Des experts militaires s’interrogent sur ce redéploiement et répondent que les forces qui étaient dan le nord et du côté de Kiev et qui ont subi des revers pourraient, au lieu de se déplacer vers le sud, être remplacés par d’autres soldats et nombre de combattants venus par exemple de Syrie et des membres de Wagner. Il semble que l’objectif central soit la prise ou la destruction de Marioupol, de vider la cité de ses habitants afin d’en faire une ville totalement russe. Si des habitants parviennent toujours à la quitter, l’évacuation programmée par la Croix-Rouge n’a toujours pas commencée tant la situation est volatile.

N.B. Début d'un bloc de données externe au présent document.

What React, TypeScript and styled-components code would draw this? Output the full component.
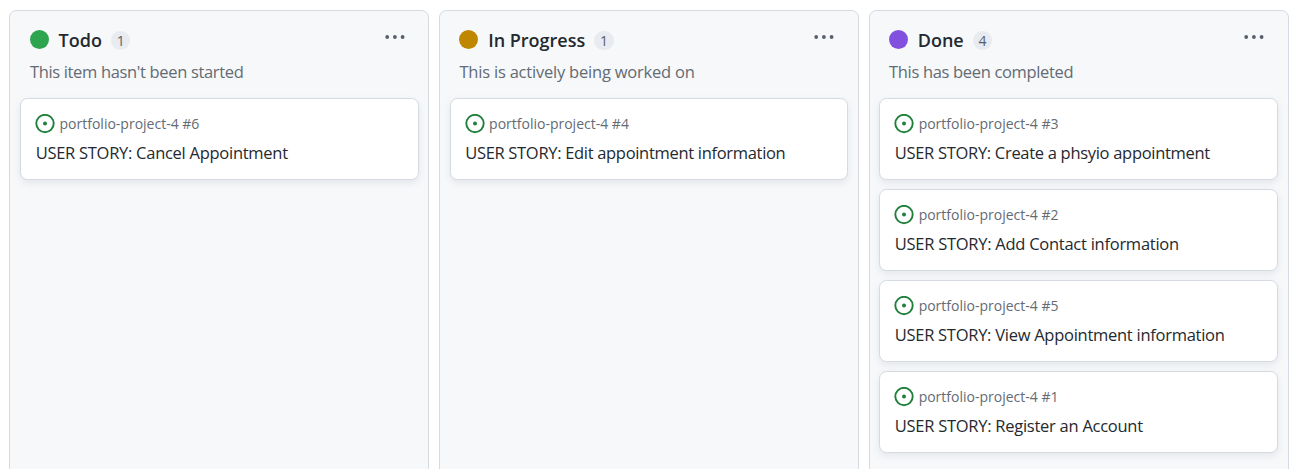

Le réalisateur lituanien Mantas Kvedaravicius, 45 ans, a été tué en tentant de quitter Marioupol, a annoncé dimanche l’armée ukrainienne. «Les occupants russes ont tué le réalisateur lituanien Mantas Kvedaravicius, auteur du documentaire ‘Mariupolis’ (présenté au festival de Berlin en 2016) alors qu’il tentait de quitter Marioupol», a indiqué sur Twitter l’agence de presse du ministère ukrainien de la Défense. La mort du documentariste a également été annoncée par le réalisateur russe Vitali Manski, fondateur du respecté festival moscovite Artdocfest auquel Mantas Kvedaravicius avait déjà été convié. Il «a été tué aujourd’hui à Marioupol, caméra à la main, dans cette guerre merdique du mal contre le monde entier», a écrit Vitali Manski sur Facebook.
Les négociations, elles, vont reprendre ce lundi à Istanbul. Difficile de dire où elles en sont. Pas encore à un niveau qui permettrait un sommet Poutine-Zelensky disait-on samedi, mais ce matin, le négociateur en chef ukrainien a affirmé que Moscou a accepté « oralement » les principales propositions de son pays. « La partie ukrainienne a adopté une approche plus réaliste des questions liées au statut neutre et dénucléarisé de l’Ukraine », a affirmé de son côté le responsable russe des pourparlers, en précisant qu’aucun projet d’accord n’était encore prêt.